2 yrs. ago, after seeing what B-J was getting, decieded to sell it.
In going over the car, found a scattershield, wrong trans, and ladder-bar remnants - it had obviously been raced, which was typical.
Looking a little deeper, it was the numbers matching motor, trans had apparently broken an ear off, [replacement trans case] on the M-22, rear-end housing correct.
When I put it in the LS-6 Registry with a copy of the build sheet, they notified us the build date, [7-14] designated it was built on the last day of production in the KC plant, and it could've been the last built!!
Closest vin was 136 #'s less!
Found a NOS bellhousing, ground-off the ladded bar 'remnants' and touched-up the frame.

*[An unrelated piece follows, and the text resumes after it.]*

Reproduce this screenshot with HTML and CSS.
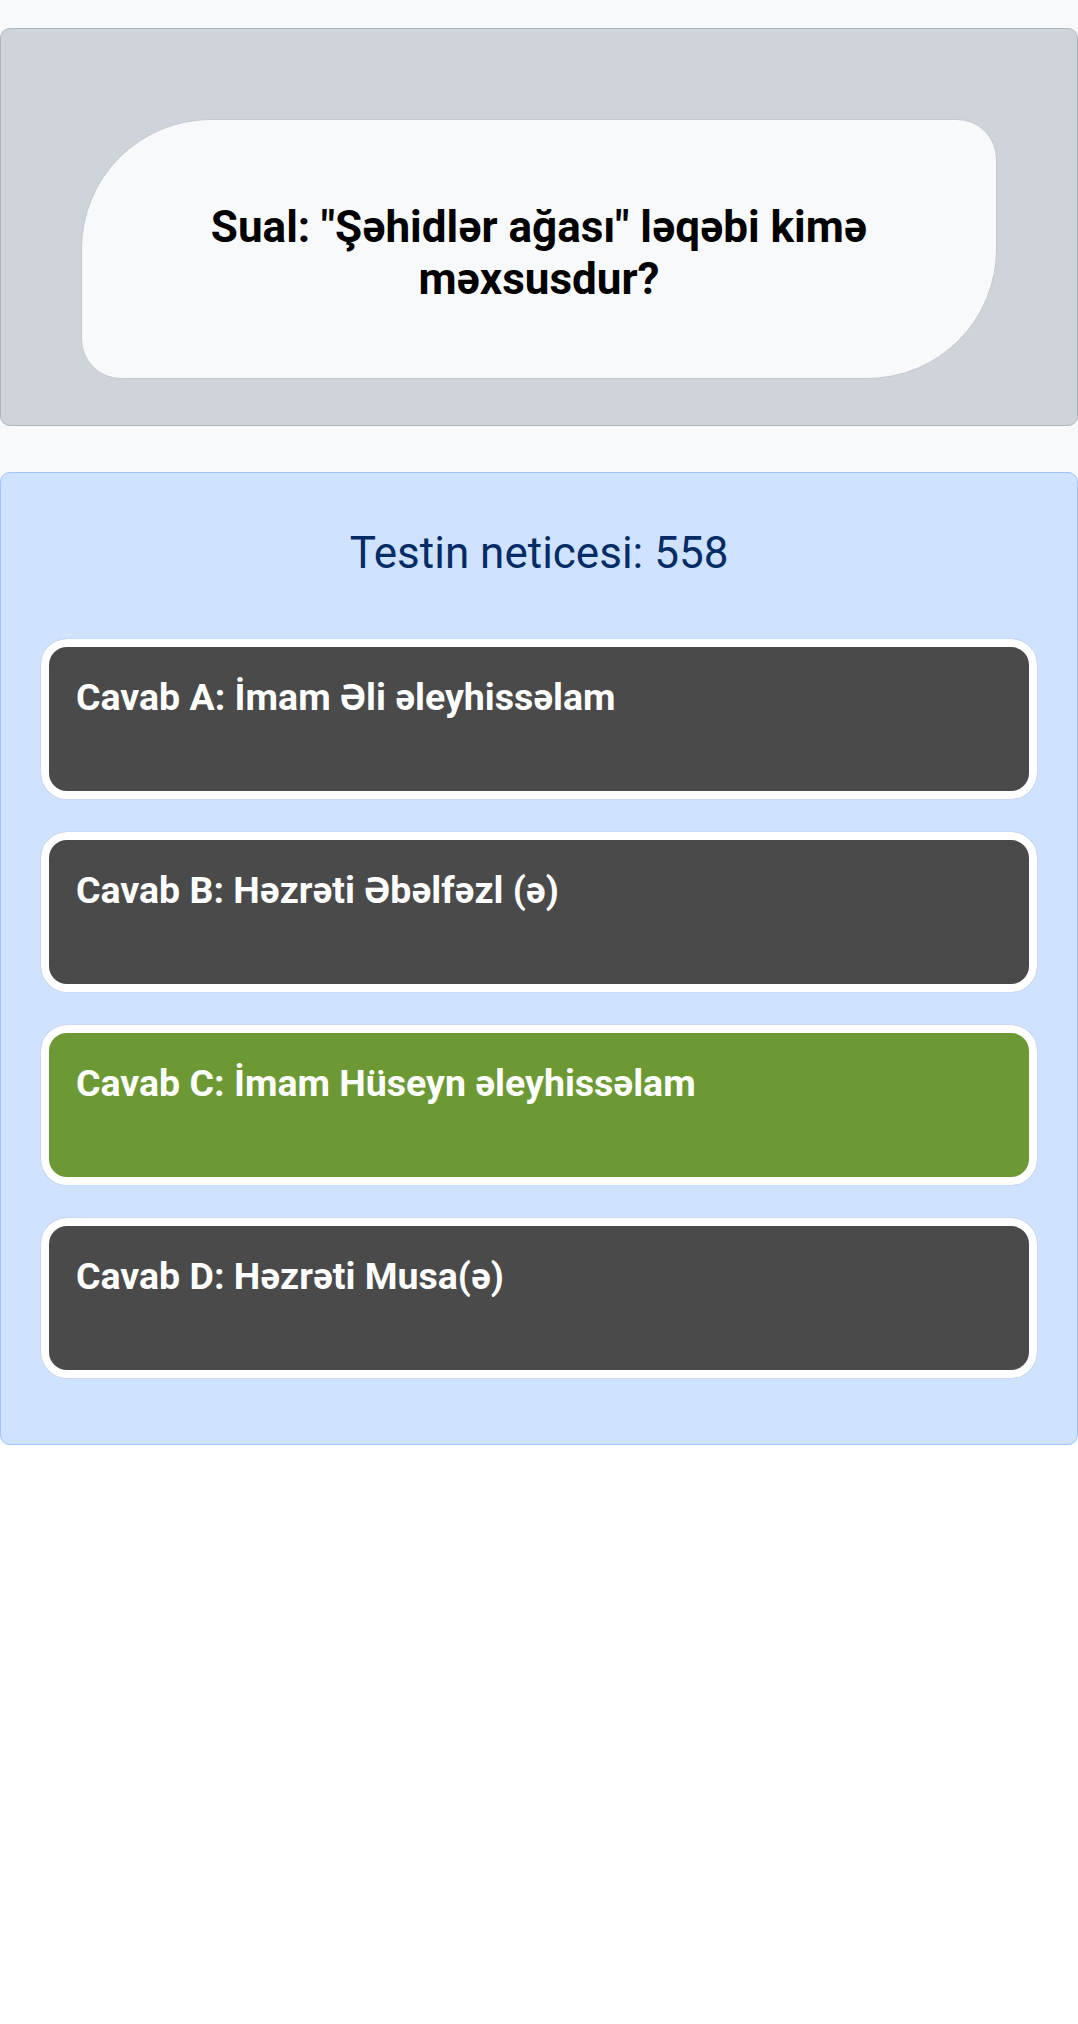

Paint was thin in spots, and all the metal was virgin original, so it was stripped and painted the original color.
Although incorrectly listed as 'Last Known', [should've been 'Last Produced'] it did sell at Mecum 2 wks. ago - just made reserve!
Should it have been listed differently? YES!
Was it #'s matching? I think yes!
Was it a survivor? Could have been listed that way? Maybe if you said; one repaint.
Should it have pulled more money? Yes, especially when the Last LS-6 'vette pulled $750,000 at BJ a few years ago!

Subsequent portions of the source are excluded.